**THE RECORDS**
----------------------------------------

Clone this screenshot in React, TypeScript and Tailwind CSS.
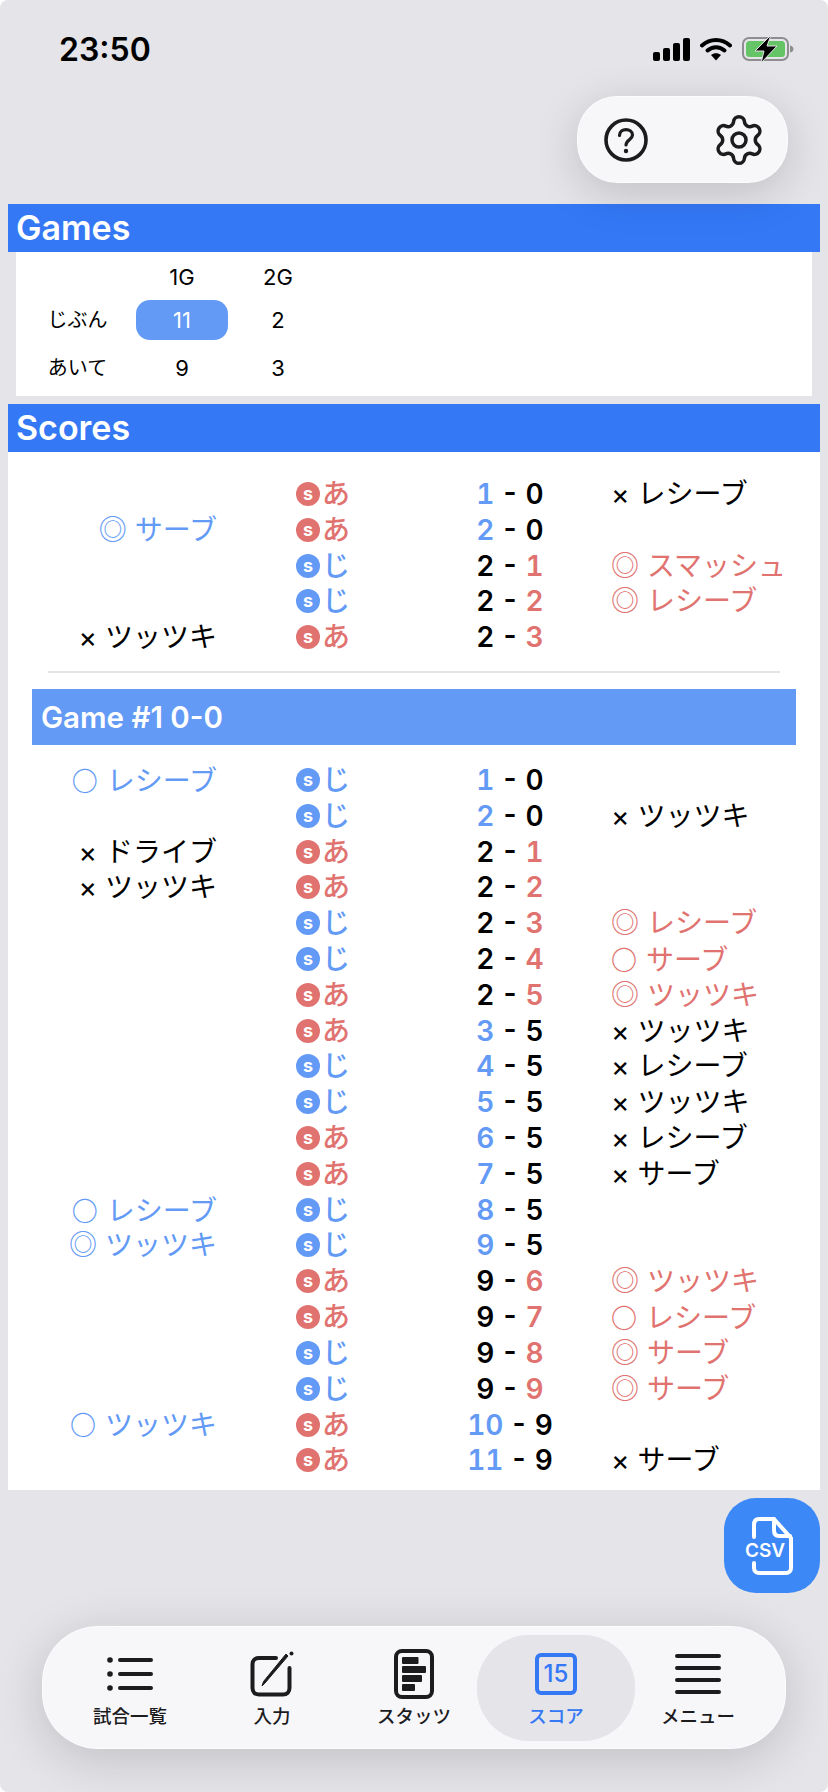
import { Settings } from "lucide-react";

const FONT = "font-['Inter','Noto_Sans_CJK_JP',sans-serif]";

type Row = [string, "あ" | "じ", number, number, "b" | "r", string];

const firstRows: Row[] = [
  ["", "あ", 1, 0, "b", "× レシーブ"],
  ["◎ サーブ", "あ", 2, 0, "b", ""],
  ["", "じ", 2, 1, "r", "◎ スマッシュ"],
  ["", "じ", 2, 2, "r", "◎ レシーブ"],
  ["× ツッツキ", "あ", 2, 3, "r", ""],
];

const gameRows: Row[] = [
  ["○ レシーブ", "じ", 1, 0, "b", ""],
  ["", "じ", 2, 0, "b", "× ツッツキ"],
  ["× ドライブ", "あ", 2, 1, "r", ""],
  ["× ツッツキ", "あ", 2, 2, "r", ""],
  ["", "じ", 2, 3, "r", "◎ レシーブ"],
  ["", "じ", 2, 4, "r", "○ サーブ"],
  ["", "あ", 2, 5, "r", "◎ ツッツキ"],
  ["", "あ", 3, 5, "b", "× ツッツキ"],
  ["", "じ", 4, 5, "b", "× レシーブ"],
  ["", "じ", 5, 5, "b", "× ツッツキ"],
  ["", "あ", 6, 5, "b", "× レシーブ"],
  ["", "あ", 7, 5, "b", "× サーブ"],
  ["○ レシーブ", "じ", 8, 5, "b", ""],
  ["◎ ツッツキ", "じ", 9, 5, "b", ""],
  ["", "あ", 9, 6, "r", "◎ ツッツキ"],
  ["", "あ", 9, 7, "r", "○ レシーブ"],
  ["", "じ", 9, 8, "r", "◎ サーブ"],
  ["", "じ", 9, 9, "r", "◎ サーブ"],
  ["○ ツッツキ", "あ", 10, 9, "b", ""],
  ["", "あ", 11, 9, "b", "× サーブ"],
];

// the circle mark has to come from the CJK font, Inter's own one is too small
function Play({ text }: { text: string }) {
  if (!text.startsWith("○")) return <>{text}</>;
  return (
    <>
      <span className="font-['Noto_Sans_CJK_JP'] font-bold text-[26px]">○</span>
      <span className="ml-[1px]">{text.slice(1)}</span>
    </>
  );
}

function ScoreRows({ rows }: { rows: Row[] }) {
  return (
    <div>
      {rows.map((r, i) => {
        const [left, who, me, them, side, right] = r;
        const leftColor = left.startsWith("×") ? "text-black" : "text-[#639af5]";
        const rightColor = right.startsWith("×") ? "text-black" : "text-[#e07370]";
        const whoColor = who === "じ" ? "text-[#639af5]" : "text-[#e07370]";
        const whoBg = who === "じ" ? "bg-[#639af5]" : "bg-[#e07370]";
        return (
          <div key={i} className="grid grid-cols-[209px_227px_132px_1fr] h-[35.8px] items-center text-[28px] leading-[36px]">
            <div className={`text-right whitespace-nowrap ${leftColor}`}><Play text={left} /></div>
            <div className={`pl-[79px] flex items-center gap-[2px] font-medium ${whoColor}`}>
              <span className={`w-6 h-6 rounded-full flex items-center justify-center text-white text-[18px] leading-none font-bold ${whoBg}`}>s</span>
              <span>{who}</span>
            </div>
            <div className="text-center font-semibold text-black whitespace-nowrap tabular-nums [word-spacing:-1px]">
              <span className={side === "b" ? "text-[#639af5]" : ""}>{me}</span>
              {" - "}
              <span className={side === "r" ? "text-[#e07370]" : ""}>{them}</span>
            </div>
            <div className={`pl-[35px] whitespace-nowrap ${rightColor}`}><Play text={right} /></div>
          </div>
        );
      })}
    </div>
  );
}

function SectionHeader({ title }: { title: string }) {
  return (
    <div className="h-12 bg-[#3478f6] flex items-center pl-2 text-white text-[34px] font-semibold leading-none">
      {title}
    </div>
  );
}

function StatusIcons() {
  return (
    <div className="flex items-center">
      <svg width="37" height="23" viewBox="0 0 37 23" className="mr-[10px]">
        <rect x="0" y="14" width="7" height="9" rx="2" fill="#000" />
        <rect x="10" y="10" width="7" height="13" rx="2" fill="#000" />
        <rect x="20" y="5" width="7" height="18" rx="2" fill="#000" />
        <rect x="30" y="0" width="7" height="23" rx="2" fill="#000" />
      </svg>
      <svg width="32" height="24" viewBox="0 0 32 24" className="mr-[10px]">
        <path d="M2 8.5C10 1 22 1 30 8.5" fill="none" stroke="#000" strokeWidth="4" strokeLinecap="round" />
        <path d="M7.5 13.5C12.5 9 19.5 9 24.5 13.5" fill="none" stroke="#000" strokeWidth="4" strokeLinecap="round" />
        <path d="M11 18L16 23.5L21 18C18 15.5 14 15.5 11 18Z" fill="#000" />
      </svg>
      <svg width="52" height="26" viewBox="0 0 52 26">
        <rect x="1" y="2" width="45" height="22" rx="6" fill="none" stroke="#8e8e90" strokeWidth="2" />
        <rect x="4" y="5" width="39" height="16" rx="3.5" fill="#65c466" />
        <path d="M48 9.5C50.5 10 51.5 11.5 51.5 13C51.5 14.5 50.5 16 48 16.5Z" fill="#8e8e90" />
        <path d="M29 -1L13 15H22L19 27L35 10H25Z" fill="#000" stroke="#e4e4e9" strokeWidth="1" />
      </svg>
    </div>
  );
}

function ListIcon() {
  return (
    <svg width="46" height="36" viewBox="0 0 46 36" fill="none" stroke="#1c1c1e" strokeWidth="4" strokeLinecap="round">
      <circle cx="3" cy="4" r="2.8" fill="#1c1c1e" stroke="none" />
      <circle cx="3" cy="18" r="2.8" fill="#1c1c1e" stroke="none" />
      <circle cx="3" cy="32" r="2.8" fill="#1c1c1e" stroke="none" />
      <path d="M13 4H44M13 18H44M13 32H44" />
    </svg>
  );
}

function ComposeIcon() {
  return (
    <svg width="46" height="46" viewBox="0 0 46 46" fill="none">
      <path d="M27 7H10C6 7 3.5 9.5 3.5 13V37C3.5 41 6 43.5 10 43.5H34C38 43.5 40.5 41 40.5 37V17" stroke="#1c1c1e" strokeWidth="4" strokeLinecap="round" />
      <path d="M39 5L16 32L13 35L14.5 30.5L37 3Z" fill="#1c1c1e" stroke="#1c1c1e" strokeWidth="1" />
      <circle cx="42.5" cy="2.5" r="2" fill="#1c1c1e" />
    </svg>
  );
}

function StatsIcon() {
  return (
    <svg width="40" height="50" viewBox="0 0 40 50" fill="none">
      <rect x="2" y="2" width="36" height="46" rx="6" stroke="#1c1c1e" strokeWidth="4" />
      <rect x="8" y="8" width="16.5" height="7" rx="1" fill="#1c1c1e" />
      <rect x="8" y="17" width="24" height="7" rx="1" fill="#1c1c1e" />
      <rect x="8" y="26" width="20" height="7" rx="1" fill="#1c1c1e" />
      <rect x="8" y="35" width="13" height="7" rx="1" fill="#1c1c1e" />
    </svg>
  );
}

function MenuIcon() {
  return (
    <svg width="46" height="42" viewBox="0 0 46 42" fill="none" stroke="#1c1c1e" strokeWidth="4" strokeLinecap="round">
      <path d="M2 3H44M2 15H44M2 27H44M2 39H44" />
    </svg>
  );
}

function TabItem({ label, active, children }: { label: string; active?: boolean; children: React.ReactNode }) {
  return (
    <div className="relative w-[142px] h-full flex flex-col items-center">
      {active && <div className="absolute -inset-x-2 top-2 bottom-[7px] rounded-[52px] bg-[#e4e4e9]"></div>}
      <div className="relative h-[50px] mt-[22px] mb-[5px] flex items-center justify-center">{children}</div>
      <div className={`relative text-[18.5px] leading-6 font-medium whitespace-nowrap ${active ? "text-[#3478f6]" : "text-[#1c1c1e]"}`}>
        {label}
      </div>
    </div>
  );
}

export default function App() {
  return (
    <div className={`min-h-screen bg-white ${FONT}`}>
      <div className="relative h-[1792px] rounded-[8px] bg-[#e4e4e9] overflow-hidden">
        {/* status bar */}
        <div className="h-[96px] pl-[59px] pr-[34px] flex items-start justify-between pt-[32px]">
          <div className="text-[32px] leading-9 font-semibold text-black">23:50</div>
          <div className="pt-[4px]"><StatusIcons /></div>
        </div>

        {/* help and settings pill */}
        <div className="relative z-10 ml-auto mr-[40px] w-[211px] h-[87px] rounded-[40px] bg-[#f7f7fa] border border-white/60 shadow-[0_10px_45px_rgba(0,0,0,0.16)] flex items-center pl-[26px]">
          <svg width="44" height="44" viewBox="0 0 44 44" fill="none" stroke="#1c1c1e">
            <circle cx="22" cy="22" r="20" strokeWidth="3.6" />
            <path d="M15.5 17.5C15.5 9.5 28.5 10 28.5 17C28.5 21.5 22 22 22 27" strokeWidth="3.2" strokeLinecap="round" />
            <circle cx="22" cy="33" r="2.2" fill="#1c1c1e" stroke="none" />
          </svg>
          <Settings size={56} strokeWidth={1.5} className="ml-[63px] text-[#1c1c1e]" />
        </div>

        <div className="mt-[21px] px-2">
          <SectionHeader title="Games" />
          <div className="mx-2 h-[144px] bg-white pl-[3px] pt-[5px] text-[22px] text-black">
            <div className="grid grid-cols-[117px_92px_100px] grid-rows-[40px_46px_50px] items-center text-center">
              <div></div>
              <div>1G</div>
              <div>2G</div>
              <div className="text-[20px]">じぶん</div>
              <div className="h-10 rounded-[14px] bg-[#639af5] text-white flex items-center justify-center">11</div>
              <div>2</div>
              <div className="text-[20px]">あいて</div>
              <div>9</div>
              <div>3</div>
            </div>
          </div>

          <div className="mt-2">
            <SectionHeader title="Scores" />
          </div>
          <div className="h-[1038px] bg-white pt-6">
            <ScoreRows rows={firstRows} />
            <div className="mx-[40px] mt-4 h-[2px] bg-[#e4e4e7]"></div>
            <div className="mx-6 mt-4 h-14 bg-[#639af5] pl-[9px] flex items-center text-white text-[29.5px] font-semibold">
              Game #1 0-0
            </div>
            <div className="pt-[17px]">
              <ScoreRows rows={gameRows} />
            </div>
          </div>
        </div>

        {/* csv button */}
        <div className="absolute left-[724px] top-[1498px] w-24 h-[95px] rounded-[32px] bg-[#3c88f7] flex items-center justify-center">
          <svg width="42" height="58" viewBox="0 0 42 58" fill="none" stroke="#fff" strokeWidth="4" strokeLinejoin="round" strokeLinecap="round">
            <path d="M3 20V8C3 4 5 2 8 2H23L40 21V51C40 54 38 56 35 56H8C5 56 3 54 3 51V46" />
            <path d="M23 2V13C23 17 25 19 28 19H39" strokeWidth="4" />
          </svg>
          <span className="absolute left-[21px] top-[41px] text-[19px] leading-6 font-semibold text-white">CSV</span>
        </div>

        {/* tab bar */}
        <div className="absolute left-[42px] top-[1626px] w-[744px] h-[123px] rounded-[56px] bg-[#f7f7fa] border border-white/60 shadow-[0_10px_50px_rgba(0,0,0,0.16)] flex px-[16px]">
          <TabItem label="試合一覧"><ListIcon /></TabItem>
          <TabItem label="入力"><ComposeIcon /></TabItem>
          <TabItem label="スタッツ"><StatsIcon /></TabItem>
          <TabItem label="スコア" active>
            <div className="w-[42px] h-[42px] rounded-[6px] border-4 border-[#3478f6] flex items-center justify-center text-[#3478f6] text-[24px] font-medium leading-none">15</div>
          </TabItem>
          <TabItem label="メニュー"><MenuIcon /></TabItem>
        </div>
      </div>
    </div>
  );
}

----------------------------------------

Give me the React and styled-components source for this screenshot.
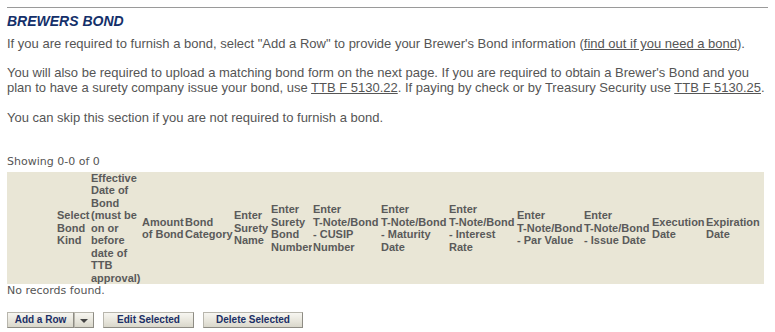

----------------------------------------

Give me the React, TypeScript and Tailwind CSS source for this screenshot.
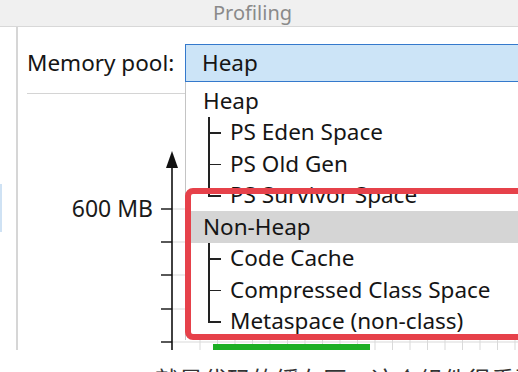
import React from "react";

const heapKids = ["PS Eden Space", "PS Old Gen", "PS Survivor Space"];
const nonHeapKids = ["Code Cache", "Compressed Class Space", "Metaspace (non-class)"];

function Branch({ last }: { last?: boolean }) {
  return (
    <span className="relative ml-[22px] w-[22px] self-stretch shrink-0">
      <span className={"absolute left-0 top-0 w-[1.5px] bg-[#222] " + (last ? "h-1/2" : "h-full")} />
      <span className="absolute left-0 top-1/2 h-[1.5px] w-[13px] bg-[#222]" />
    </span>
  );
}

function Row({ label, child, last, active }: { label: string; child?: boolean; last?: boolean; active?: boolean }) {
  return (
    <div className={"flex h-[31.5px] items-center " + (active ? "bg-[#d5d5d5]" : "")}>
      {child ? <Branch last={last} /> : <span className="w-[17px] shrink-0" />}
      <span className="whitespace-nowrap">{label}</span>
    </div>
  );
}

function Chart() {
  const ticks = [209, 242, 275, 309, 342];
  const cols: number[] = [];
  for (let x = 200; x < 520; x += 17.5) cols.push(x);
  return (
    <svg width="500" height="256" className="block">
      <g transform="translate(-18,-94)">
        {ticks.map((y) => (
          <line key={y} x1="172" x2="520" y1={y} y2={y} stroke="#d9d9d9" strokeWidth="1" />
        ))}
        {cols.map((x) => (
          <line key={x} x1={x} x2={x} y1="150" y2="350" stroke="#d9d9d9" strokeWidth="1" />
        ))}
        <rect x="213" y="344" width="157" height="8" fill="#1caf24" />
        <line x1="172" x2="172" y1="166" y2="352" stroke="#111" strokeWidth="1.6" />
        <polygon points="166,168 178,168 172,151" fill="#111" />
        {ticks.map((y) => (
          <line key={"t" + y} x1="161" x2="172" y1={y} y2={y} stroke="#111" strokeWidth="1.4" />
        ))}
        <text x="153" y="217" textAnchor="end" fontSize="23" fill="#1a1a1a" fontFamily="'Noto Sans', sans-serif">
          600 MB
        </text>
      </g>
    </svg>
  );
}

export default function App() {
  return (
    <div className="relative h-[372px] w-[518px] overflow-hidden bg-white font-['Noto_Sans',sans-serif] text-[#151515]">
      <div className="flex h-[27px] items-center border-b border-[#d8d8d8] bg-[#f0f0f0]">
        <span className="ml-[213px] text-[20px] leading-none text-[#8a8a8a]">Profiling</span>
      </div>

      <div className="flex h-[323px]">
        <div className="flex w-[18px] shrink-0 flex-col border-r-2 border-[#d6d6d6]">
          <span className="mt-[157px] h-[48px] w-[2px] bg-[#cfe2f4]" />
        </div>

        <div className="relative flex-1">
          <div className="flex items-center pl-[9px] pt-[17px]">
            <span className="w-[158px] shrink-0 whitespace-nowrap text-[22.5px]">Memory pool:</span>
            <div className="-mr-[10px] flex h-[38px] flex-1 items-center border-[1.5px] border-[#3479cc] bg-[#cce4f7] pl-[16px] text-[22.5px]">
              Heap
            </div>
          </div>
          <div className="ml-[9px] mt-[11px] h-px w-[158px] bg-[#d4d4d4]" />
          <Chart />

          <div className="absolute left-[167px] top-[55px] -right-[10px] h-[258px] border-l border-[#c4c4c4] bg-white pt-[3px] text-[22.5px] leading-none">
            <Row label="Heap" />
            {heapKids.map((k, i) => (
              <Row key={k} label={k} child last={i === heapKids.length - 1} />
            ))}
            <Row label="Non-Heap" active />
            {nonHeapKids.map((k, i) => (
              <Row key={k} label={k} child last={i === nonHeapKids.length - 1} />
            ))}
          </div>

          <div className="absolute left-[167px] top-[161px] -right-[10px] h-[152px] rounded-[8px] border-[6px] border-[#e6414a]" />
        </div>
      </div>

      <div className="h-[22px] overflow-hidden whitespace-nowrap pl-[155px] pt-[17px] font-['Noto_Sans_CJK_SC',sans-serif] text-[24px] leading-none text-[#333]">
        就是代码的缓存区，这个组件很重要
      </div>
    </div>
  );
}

----------------------------------------

**WHAT YOU HAVE TO DO**
State how many lines of the records hold the string "Give", and nothing else.

**THE OUTPUT**
2